The bank’s transformation story with SAP began in 2005. Originally estimated at £100 million ($135 million), the first wave of implementation ended up costing five times as much over five years. But that investment laid the foundation for the bank’s current account infrastructure—today, it supports more than 10 million live current accounts on banking solutions from SAP.
The savings side has been a more gradual transition.
“We’ve spent the past 15 years migrating roughly 14 million legacy savings accounts, with half now moved. Our CIO for Retail assures me the rest will be done ‘by Christmas’—though she didn’t specify which one,” said Benz with a chuckle.
The complexity of change
Benz explained that the team had inherited legacy payments platforms built on aging Microsoft BizTalk infrastructure. Though surprisingly capable, it was originally designed for much lower volumes. Fast forward to today, and it was buckling under pressure, particularly as virtualization introduced instability.

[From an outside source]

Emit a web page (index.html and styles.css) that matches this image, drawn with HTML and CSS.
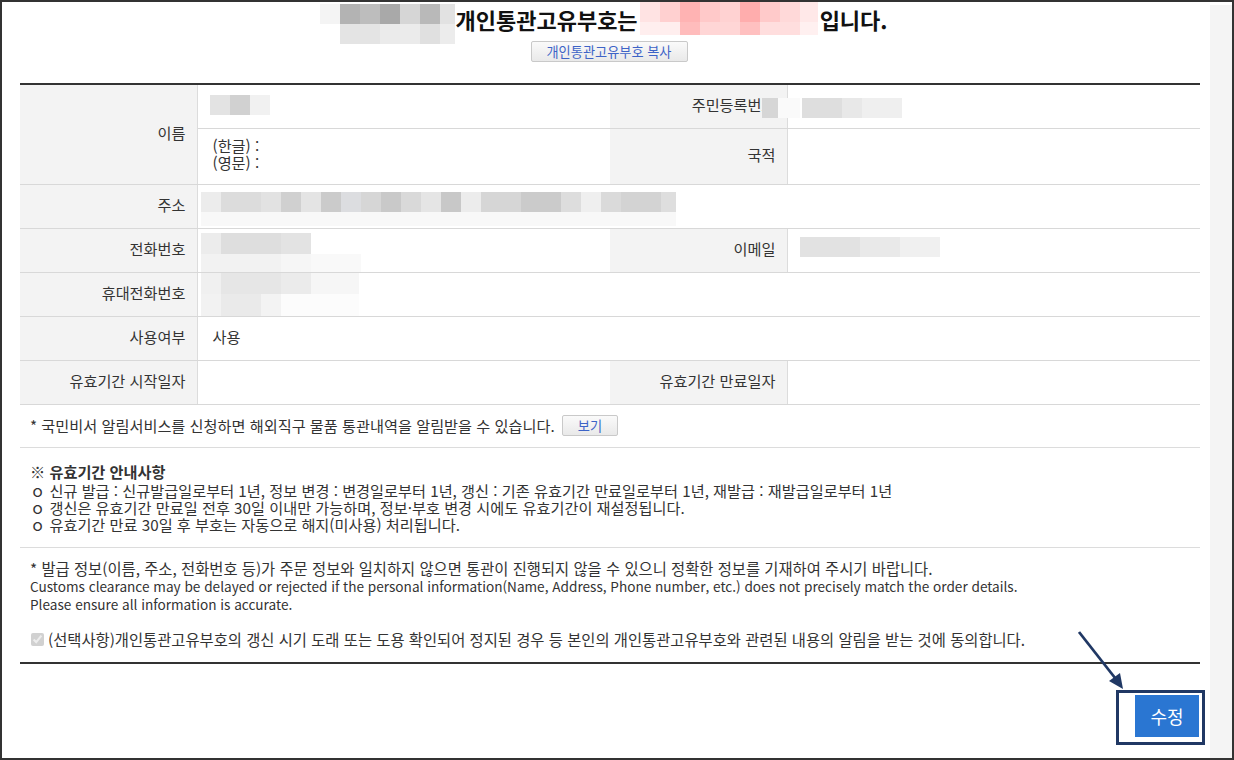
FILE: index.html
```html
<!DOCTYPE html>
<html lang="ko">
<head>
<meta charset="utf-8">
<title>개인통관고유부호</title>
<link rel="stylesheet" href="styles.css">
</head>
<body>
<div class="frame">
  <div class="main">
    <div class="title-row">
      <span class="blur blur-title-gray"></span>
      <span class="title">개인통관고유부호는</span>
      <span class="blur blur-title-pink"></span>
      <span class="title">입니다.</span>
    </div>
    <div class="copy-row"><button class="btn-light btn-copy">개인통관고유부호 복사</button></div>

    <table class="info">
      <colgroup>
        <col class="c-label"><col class="c-val"><col class="c-label2"><col class="c-val2">
      </colgroup>
      <tr class="r-std">
        <th rowspan="2">이름</th>
        <td class="td-blur"><span class="blur blur-name"></span></td>
        <th class="rrn-label">주민등록번호<span class="blur blur-rrn-cover"></span></th>
        <td class="td-blur"><span class="blur blur-rrn"></span></td>
      </tr>
      <tr class="r-tall">
        <td><div class="two-line">(한글) :<br>(영문) :</div></td>
        <th>국적</th>
        <td></td>
      </tr>
      <tr class="r-std">
        <th>주소</th>
        <td colspan="3" class="td-blur"><span class="blur blur-addr"></span></td>
      </tr>
      <tr class="r-std">
        <th>전화번호</th>
        <td class="td-blur"><span class="blur blur-phone"></span></td>
        <th>이메일</th>
        <td class="td-blur"><span class="blur blur-email"></span></td>
      </tr>
      <tr class="r-std">
        <th>휴대전화번호</th>
        <td colspan="3" class="td-blur"><span class="blur blur-mobile"></span></td>
      </tr>
      <tr class="r-std">
        <th>사용여부</th>
        <td colspan="3">사용</td>
      </tr>
      <tr class="r-std">
        <th>유효기간 시작일자</th>
        <td></td>
        <th>유효기간 만료일자</th>
        <td></td>
      </tr>
    </table>

    <div class="notice">* 국민비서 알림서비스를 신청하면 해외직구 물품 통관내역을 알림받을 수 있습니다. <button class="btn-light btn-view">보기</button></div>

    <div class="guide">
      <p class="guide-title">※ 유효기간 안내사항</p>
      <p class="guide-item">ｏ 신규 발급 : 신규발급일로부터 1년, 정보 변경 : 변경일로부터 1년, 갱신 : 기존 유효기간 만료일로부터 1년, 재발급 : 재발급일로부터 1년</p>
      <p class="guide-item">ｏ 갱신은 유효기간 만료일 전후 30일 이내만 가능하며, 정보·부호 변경 시에도 유효기간이 재설정됩니다.</p>
      <p class="guide-item">ｏ 유효기간 만료 30일 후 부호는 자동으로 해지(미사용) 처리됩니다.</p>
    </div>

    <div class="caution">
      <p>* 발급 정보(이름, 주소, 전화번호 등)가 주문 정보와 일치하지 않으면 통관이 진행되지 않을 수 있으니 정확한 정보를 기재하여 주시기 바랍니다.</p>
      <p class="en">Customs clearance may be delayed or rejected if the personal information(Name, Address, Phone number, etc.) does not precisely match the order details.</p>
      <p class="en">Please ensure all information is accurate.</p>
      <label class="agree"><input type="checkbox" checked disabled>(선택사항)개인통관고유부호의 갱신 시기 도래 또는 도용 확인되어 정지된 경우 등 본인의 개인통관고유부호와 관련된 내용의 알림을 받는 것에 동의합니다.</label>
    </div>

    <div class="actions">
      <div class="highlight"><button class="btn-primary">수정</button></div>
    </div>

    <svg class="arrow" width="60" height="70" viewBox="0 0 60 70">
      <line x1="4" y1="4" x2="44" y2="55" stroke="#203864" stroke-width="2.8"/>
      <polygon points="48,61 34,53 45,45" fill="#203864"/>
    </svg>
  </div>
  <div class="strip"></div>
</div>
</body>
</html>
```

FILE: styles.css
```css
* { box-sizing: border-box; }
html, body { margin: 0; padding: 0; background: #fff; }
body {
  font-family: "Noto Sans CJK KR", "Noto Sans", sans-serif;
  font-size: 15.2px;
  color: #333;
}
.frame {
  width: 1234px;
  height: 760px;
  border: 2px solid #333;
  display: flex;
  overflow: hidden;
}
.main {
  position: relative;
  width: 1208px;
  padding-left: 18px;
  padding-right: 10px;
}
.strip {
  flex: 1;
  background: #f4f4f4;
  margin-top: 3px;
}

/* title */
.title-row {
  height: 36px;
  display: flex;
  justify-content: center;
  align-items: flex-start;
  padding-right: 12px;
}
.title {
  font-size: 22px;
  font-weight: 700;
  color: #111;
  line-height: 35px;
}
.blur { display: inline-block; }
.blur-title-gray {
  width: 135px;
  height: 40px;
  margin-top: 2px;
  background:
    linear-gradient(90deg, #f4f4f4 0 20px, #b3b3b3 20px 40px, #bdbdbd 40px 60px, #a9a9a9 60px 80px, #d6d6d6 80px 100px, #b9b9b9 100px 120px, #e2e2e2 120px 135px) top / 100% 20px no-repeat,
    linear-gradient(90deg, #fff 0 20px, #e4e4e4 20px 60px, #ebebeb 60px 100px, #e0e0e0 100px 120px, #ececec 120px 135px) bottom / 100% 20px no-repeat;
}
.blur-title-pink {
  width: 178px;
  height: 33px;
  margin: 0 2px;
  background:
    linear-gradient(90deg, #ffe3e3 0 20px, #ffd0d0 20px 40px, #ffb3b3 40px 60px, #ffc9c9 60px 80px, #ffd2d2 80px 100px, #ffadad 100px 120px, #ffcaca 120px 140px, #ffd9d9 140px 160px, #ffe8e8 160px 178px) top / 100% 20px no-repeat,
    linear-gradient(90deg, #ffeeee 0 40px, #ffbcbc 40px 60px, #ffd6d6 60px 100px, #ffc0c0 100px 120px, #ffdede 120px 160px, #fff0f0 160px 178px) bottom / 100% 13px no-repeat;
}

.copy-row {
  display: flex;
  justify-content: center;
  margin-top: 3px;
  padding-right: 2px;
}
.btn-light {
  font-family: "Noto Sans CJK KR", sans-serif;
  background: linear-gradient(#fafafa, #e9e9e9);
  border: 1px solid #c9c9c9;
  border-radius: 2px;
  color: #3d63c7;
  padding: 0;
  cursor: pointer;
}
.btn-copy {
  width: 157px;
  height: 21px;
  font-size: 13.2px;
  line-height: 19px;
}

/* table */
.info {
  margin-top: 21px;
  width: 1180px;
  border-collapse: collapse;
  table-layout: fixed;
  border-top: 2px solid #333;
}
.c-label { width: 177px; }
.c-val { width: 413px; }
.c-label2 { width: 177px; }
.c-val2 { width: 413px; }
.info th, .info td {
  border-bottom: 1px solid #d8d8d8;
  padding: 0 0 4px;
  vertical-align: middle;
  font-size: 15.2px;
}
.info th {
  background: #f3f3f3;
  font-weight: 400;
  text-align: right;
  padding-right: 11px;
  border-right: 1px solid #dcdcdc;
}
.info td { padding-left: 15px; text-align: left; }
.info td.td-blur { vertical-align: top; padding-bottom: 0; }
.td-blur .blur { display: block; }
.r-std { height: 44px; }
.r-tall { height: 56px; }
.two-line { line-height: 17px; }
.rrn-label { position: relative; }
.blur-rrn-cover {
  position: absolute;
  left: 152px;
  top: 13px;
  width: 38px;
  height: 20px;
  background: linear-gradient(90deg, #d6d6d6 0 16px, #fafafa 16px 38px);
}
.blur-name {
  margin: 10px 0 0 -3px;
  width: 60px;
  height: 20px;
  background: linear-gradient(90deg, #e3e3e3 0 20px, #d1d1d1 20px 40px, #f1f1f1 40px 60px);
}
.blur-rrn {
  margin: 13px 0 0 -1px;
  width: 100px;
  height: 20px;
  background: linear-gradient(90deg, #dedede 0 40px, #e8e8e8 40px 60px, #efefef 60px 100px);
}
.blur-addr {
  margin: 7px 0 0 -12px;
  width: 475px;
  height: 34px;
  background:
    linear-gradient(90deg, #ececec 0 20px, #dcdcdc 20px 60px, #e2e2e2 60px 80px, #d0d0d0 80px 100px, #e4e4e4 100px 120px, #cbcbcb 120px 140px, #dcdde0 140px 160px, #d6d6d6 160px 180px, #c9c9c9 180px 200px, #d9d9d9 200px 220px, #e5e5e5 220px 240px, #c8c8c8 240px 260px, #ececec 260px 280px, #d6d6d6 280px 320px, #cbcbcb 320px 360px, #dddddd 360px 380px, #efefef 380px 400px, #dadada 400px 420px, #d3d3d3 420px 460px, #dedede 460px 475px) top / 100% 20px no-repeat,
    linear-gradient(#f8f8f8, #f8f8f8) bottom / 100% 14px no-repeat;
}
.blur-phone {
  margin: 4px 0 0 -12px;
  width: 160px;
  height: 39px;
  background:
    linear-gradient(90deg, #ececec 0 20px, #dedede 20px 80px, #e3e3e3 80px 110px, transparent 110px 160px) top / 100% 21px no-repeat,
    linear-gradient(90deg, #f2f2f2 0 80px, #f6f6f6 80px 110px, #f9f9f9 110px 160px) bottom / 100% 18px no-repeat;
}
.blur-email {
  margin: 8px 0 0 -3px;
  width: 140px;
  height: 20px;
  background: linear-gradient(90deg, #e2e2e2 0 60px, #e9e9e9 60px 100px, #f0f0f0 100px 140px);
}
.blur-mobile {
  margin: 0 0 0 -12px;
  width: 158px;
  height: 43px;
  background:
    linear-gradient(90deg, #f0f0f0 0 20px, #e6e6e6 20px 80px, #ebebeb 80px 110px, #f6f6f6 110px 158px) top / 100% 21px no-repeat,
    linear-gradient(90deg, #f2f2f2 0 20px, #eaeaea 20px 60px, #f3f3f3 60px 80px, #fcfcfc 80px 158px) bottom / 100% 22px no-repeat;
}

/* notice blocks */
.notice {
  width: 1180px;
  padding: 10px 10px 11px;
  line-height: 21px;
  border-bottom: 1px solid #dcdcdc;
}
.btn-view {
  width: 56px;
  height: 21px;
  font-size: 13.2px;
  line-height: 19px;
  margin-left: 3px;
  vertical-align: top;
}
.guide {
  width: 1180px;
  padding: 15px 10px 14px;
  border-bottom: 1px solid #dcdcdc;
}
.guide p { margin: 0; line-height: 17px; }
.guide-title { font-weight: 700; margin-bottom: 2px !important; }
.caution {
  width: 1180px;
  padding: 11px 10px 14px;
  border-bottom: 2px solid #333;
  font-size: 15.35px;
}
.caution p { margin: 0; line-height: 18px; }
.caution .en { font-size: 13.6px; }
.agree {
  display: flex;
  align-items: center;
  margin-top: 18px;
  line-height: 17px;
}
.agree input {
  margin: 0 4px 0 1px;
  width: 13px;
  height: 13px;
}

.actions {
  width: 1185px;
  display: flex;
  justify-content: flex-end;
  margin-top: 26px;
}
.highlight {
  border: 3px solid #203864;
  padding: 2px 3px 5px 16px;
}
.btn-primary {
  display: block;
  width: 64px;
  height: 42px;
  background: #2a76d2;
  border: 0;
  color: #fff;
  font-family: "Noto Sans CJK KR", sans-serif;
  font-size: 18px;
  padding: 0;
}
.arrow {
  position: absolute;
  left: 1073px;
  top: 626px;
}
```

Its real-time Faster Payments platform has been replaced with a cloud-native solution and batch processing is being replaced with the Payment Central solution from SAP Fioneer. The solution is designed to meet today’s resiliency standards, including 99.99% uptime, high availability, and faster releases. However, things rarely go according to plan. Sometimes, releases are late; pressure is high. The stakes are enormous.
To top it off, the bank is also mid-way through migrating its more than 30 million customer records from legacy systems to SAP Business Technology Platform while simultaneously planning for the integration of customers from its recent acquisition of Virgin Money—bringing in millions more accounts.
“It’s tempting to think of change as linear,” said Benz. “In reality, it’s like rewiring a house under strict building regulations while people are still living in it. Every change, however small, must be carefully orchestrated around ongoing customer needs and system uptime.”
The bank is moving to real-time, cloud-native platforms while also preparing payments, customer records, and eventually Virgin Money’s systems for full integration. “All this needs to happen with minimal outages, zero data loss, and full compliance with regulators who can be skeptical of anything cloud-based,” said Benz.
Lessons in resilience
Resilience versus innovation is a balancing act. Resilience demands stable, recoverable systems and slow, deliberate changes. Innovation demands fast delivery, fail-fast mindsets, and rapid iteration.
In banking, especially retail, the margin for error is razor thin. Customers expect their payments to go through instantly—and if benefits don’t hit accounts at 12:30 a.m., the bank can be sure of a headline in The Sun by breakfast.
After 20 years, its SAP environment is heavily customized. Middleware sprawl, layered integrations, and homegrown mini subledgers were a barrier to adopting newer SAP solution capabilities—such as financial products subledger (FPSL) or modern APIs. There’s also a lack of business appetite to invest in technical upgrades that don’t show direct value. Convincing finance teams to sponsor a major overhaul requires a compelling ROI story—which isn’t easy to tell when the benefits are long-term resilience rather than immediate features.
Benz outlined the major action items for the next year:
- Develop people and partnerships, because talent and expertise in these platforms are scarce
- Unwind decades of customization and go back to a clean core—especially on new platforms such as Payment Central. Resist customization wherever possible.
- Finalize the transition of legacy systems, consolidating around SAP solutions where it makes sense, and bringing Virgin Money into a streamlined, modern stack for better focus, less cost, and better resilience.
Benz concluded by saying that in banking, no one praises the system that just works. “For us, the best payments platform is the one no one notices,” he said. “If we get to a place where customers never think about us—because their money just arrives, their app just works, and their savings just grow—then we’ve done our job right.”